- Up till this point, those who were unclean had not been sent out of the camp. God now orders them to be sent out (5:1-4).
The Test for an Unfaithful Wife
I was once asked about the test for an unfaithful wife and had no answer. That is one of the reasons why a Christian should read the Bible through – so that we can know. Reading this passage for the umpteenth time, I saw several things I didn’t see before. First, a summary
In the passage, a woman whose husband suspects her of having cheated on him but had no admissible evidence to back it up would take her to the priest who would administer a test to find out if she really had been unfaithful. The test was simple. The priest would take some water, put a little dust from the tabernacle floor into it, then make the woman swear that she had not been unfaithful and then make her drink it. If she had been unfaithful, she would become barren (or her abdomen would swell and her thigh waste away, what whatever that means). If she had not been unfaithful, she would be fine.
Why do this?
Thinking about it, I can come up with certain reasons to make a law like that. The first would be to find and punish a sin that might be hidden so that the people remained pure before God.

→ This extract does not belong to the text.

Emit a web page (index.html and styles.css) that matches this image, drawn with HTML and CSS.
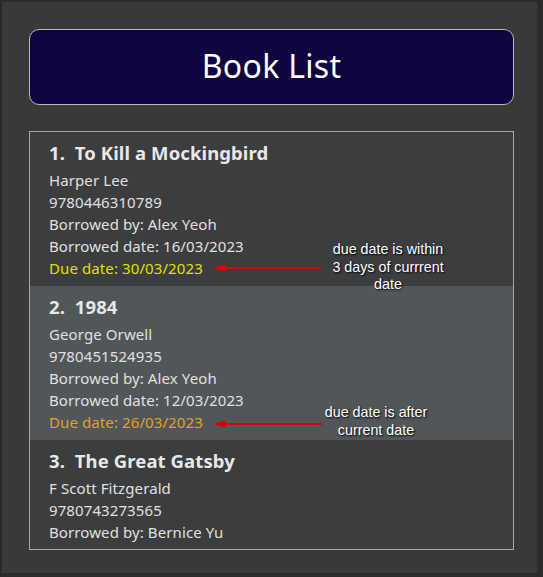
FILE: index.html
```html
<!DOCTYPE html>
<html>
<head>
<meta charset="utf-8">
<link rel="stylesheet" href="styles.css">
</head>
<body>
<div class="window">
  <div class="header"><h1 class="title">Book List</h1></div>
  <div class="list">
    <div class="card">
      <div class="book-title">1.&nbsp; To Kill a Mockingbird</div>
      <div class="line">Harper Lee</div>
      <div class="line">9780446310789</div>
      <div class="line">Borrowed by: Alex Yeoh</div>
      <div class="line">Borrowed date: 16/03/2023</div>
      <div class="line due-soon">Due date: 30/03/2023</div>
    </div>
    <div class="card alt">
      <div class="book-title">2.&nbsp; 1984</div>
      <div class="line">George Orwell</div>
      <div class="line">9780451524935</div>
      <div class="line">Borrowed by: Alex Yeoh</div>
      <div class="line">Borrowed date: 12/03/2023</div>
      <div class="line due-later">Due date: 26/03/2023</div>
    </div>
    <div class="card">
      <div class="book-title">3.&nbsp; The Great Gatsby</div>
      <div class="line">F Scott Fitzgerald</div>
      <div class="line">9780743273565</div>
      <div class="line">Borrowed by: Bernice Yu</div>
      <div class="line">Borrowed date: 10/03/2023</div>
      <div class="line">Due date: 24/03/2023</div>
    </div>
  </div>

  <svg class="arrow arrow-1" width="110" height="10" viewBox="0 0 110 10"><path d="M10 5 H109" stroke="#e00000" stroke-width="2"/><path d="M0 5 L13 1.5 L13 8.5 Z" fill="#e00000"/></svg>
  <div class="note-text n1">due date is within<br>3 days of currrent<br>date</div>
  <svg class="arrow arrow-2" width="110" height="10" viewBox="0 0 110 10"><path d="M10 5 H109" stroke="#e00000" stroke-width="2"/><path d="M0 5 L13 1.5 L13 8.5 Z" fill="#e00000"/></svg>
  <div class="note-text n2">due date is after<br>current date</div>
</div>
</body>
</html>
```
FILE: styles.css
```css
html, body {
  margin: 0;
  padding: 0;
  background: #2a2a2a;
}
.window {
  position: relative;
  width: 536px;
  height: 571px;
  margin: 2px 0 0 2px;
  background: #393939;
  border-right: 1px solid #2e2e2e;
  box-sizing: border-box;
  padding: 27px 23px 0 27px;
  overflow: hidden;
  font-family: "Noto Sans", "Open Sans", sans-serif;
}
.header {
  height: 76px;
  box-sizing: border-box;
  background: #10063f;
  border: 1px solid #b8b8c8;
  border-radius: 10px;
  display: flex;
  align-items: center;
  justify-content: center;
  padding-bottom: 3px;
}
.title {
  margin: 0;
  color: #ffffff;
  font-size: 32px;
  font-weight: 400;
  letter-spacing: 0.3px;
}
.list {
  margin-top: 26px;
  height: 419px;
  box-sizing: border-box;
  border: 1px solid #a8a8a8;
  background: #3c3d3f;
  overflow: hidden;
}
.card {
  padding: 9px 20px 6px 19px;
  height: 154px;
  box-sizing: border-box;
  color: #e0e0e0;
}
.card.alt {
  background: #515658;
}
.book-title {
  font-size: 18.5px;
  font-weight: 700;
  line-height: 24px;
  margin-bottom: 4px;
  color: #e8e8e8;
  letter-spacing: 0.1px;
}
.line {
  font-size: 15px;
  line-height: 22px;
  letter-spacing: 0.1px;
}
.due-soon { color: #e0e000; }
.due-later { color: #e5a020; }
.arrow {
  position: absolute;
}
.arrow-1 { left: 210px; top: 261px; }
.arrow-2 { left: 211px; top: 417px; }
.note-text {
  position: absolute;
  font-family: "Liberation Sans", Arial, sans-serif;
  font-size: 14.3px;
  line-height: 17.5px;
  color: #ffffff;
  text-align: center;
  text-shadow: 1px 1px 2px #000;
  white-space: nowrap;
}
.n1 { left: 316px; top: 239px; width: 140px; }
.n2 { left: 306px; top: 402px; width: 136px; }
```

There was also the issue of protecting the woman. If a man thought his wife had cheated on him but could not prove it, he could still treat her badly – maltreat her, punish her or even divorce her. This test would provide a way of vindicating innocent women and finding out guilty ones – safely. I heard from a reliable source that in the Code of Hammurabi (c. 1720 BC.), CH 132, women who were suspected of this type of infidelity were required to throw themselves into the Euphrates river–if they drown, they were guilty; if not, they were innocent (Pritchard, Ancient Near Eastern Texts, p. 171) and that in most cultures of this time, a man who suspected his wife of adultery could just kill her no questions asked1.

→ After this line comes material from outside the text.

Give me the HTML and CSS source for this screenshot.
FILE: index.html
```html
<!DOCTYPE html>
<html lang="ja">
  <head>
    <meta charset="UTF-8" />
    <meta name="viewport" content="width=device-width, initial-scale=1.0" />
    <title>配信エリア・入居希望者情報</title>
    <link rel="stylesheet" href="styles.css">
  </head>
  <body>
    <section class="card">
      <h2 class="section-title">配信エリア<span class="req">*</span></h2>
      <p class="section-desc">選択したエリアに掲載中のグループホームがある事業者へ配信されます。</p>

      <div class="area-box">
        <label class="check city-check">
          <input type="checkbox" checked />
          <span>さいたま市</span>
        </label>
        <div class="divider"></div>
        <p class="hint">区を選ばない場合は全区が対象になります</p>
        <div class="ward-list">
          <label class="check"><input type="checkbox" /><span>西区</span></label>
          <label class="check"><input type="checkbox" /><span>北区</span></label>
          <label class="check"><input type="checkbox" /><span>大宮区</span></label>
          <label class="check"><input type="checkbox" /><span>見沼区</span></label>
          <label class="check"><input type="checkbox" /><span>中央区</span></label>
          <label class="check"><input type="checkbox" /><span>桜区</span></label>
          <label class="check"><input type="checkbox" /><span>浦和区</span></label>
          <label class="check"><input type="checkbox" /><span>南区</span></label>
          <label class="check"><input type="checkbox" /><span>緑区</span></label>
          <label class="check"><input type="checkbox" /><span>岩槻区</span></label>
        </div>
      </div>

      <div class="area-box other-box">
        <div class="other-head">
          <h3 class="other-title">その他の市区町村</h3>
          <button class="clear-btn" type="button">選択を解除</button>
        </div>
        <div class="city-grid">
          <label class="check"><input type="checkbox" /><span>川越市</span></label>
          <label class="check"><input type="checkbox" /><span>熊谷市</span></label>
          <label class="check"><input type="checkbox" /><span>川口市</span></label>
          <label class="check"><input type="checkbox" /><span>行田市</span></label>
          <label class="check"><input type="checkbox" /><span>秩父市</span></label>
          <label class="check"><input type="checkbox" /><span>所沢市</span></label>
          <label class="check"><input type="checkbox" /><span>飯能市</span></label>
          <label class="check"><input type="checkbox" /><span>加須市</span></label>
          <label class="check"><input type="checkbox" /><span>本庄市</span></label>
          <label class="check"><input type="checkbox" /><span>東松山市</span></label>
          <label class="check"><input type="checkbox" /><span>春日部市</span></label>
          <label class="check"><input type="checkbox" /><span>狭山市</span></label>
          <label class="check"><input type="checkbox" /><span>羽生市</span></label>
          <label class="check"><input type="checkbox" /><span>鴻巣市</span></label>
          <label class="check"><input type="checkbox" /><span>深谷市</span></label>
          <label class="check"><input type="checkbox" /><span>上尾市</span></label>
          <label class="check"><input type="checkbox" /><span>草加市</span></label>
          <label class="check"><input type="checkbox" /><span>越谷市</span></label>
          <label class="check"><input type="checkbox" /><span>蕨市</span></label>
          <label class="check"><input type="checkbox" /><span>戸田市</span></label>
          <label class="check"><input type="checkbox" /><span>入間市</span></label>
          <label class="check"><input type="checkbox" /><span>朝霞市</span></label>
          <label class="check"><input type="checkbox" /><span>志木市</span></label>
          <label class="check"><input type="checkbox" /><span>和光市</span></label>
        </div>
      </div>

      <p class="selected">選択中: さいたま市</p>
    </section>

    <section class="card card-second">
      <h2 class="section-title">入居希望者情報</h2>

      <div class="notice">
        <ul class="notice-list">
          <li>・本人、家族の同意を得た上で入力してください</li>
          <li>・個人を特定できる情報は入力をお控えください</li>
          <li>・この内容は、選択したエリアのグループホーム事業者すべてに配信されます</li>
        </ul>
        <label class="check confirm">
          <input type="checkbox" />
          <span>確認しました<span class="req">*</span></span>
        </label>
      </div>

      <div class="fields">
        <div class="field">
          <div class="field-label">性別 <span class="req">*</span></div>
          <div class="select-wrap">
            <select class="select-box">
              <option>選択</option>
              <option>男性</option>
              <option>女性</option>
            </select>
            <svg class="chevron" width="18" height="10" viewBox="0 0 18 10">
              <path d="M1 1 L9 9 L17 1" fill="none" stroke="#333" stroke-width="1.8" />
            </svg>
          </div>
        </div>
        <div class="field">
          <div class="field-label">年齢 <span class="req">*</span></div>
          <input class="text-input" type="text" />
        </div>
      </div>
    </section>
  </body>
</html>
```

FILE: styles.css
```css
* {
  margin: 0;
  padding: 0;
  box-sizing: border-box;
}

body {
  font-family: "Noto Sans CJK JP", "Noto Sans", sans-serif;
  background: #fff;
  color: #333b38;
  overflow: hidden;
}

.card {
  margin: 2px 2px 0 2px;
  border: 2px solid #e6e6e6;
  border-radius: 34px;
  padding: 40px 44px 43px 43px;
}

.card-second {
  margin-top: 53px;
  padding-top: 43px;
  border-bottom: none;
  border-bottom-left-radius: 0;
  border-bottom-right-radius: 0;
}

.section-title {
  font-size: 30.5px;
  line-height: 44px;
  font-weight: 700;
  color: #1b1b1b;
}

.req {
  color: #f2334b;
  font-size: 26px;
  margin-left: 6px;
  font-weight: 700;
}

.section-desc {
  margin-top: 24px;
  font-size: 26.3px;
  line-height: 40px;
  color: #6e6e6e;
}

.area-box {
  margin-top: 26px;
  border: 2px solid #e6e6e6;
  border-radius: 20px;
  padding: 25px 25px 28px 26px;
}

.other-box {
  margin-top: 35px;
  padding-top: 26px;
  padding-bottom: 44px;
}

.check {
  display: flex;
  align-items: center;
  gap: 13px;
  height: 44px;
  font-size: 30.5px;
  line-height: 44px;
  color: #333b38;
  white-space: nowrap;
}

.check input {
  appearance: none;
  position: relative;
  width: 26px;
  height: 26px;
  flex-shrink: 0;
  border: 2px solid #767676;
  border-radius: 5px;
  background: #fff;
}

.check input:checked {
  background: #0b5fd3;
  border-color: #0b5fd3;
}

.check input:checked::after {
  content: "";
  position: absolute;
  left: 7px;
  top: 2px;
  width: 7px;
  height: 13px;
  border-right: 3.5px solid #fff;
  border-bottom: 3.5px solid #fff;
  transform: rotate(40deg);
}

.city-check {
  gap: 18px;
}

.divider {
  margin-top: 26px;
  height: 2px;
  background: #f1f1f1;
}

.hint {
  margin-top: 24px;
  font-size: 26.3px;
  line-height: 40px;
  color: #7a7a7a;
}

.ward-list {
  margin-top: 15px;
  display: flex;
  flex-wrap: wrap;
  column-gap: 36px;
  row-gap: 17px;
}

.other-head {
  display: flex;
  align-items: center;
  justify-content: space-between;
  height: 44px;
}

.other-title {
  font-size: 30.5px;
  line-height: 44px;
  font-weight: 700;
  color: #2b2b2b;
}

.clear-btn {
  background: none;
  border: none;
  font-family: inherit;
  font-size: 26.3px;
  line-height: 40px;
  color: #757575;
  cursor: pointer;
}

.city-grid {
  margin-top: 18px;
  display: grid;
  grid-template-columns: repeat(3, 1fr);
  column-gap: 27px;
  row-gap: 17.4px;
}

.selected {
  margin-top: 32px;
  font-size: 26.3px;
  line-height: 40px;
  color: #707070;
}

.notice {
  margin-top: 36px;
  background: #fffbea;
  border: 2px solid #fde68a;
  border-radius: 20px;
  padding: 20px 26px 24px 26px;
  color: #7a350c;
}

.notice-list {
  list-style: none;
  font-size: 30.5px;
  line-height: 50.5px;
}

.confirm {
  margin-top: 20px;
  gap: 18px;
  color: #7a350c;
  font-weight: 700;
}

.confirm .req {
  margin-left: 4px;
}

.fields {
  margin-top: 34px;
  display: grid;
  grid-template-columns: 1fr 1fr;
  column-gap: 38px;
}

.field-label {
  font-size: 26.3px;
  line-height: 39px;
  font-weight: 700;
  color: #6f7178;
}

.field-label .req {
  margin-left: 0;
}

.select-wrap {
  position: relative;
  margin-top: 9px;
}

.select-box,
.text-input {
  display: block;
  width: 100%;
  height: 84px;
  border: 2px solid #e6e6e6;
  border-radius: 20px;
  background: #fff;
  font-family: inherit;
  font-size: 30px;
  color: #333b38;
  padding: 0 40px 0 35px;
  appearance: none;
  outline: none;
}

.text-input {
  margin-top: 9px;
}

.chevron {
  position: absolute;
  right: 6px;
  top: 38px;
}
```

There is something to be noted about the water used for this ritual – there was nothing in it! It wasn’t some strange concoction. It was water, with a little dust from the tabernacle floor in it. This means that if anything happened to a woman after drinking it, it was not due to any ‘ingredients’ in it. She might get a slight stomach ache if she was the kind of woman who only drank natural spring water (which I doubt). It might also terrify her if she was guilty. If you are one of the secular-minded then you need not worry. On your view, no woman would have ever been convicted of adultery by this trial. For us Christians, it would mean that if the woman really was hurt, it was probably an act of God.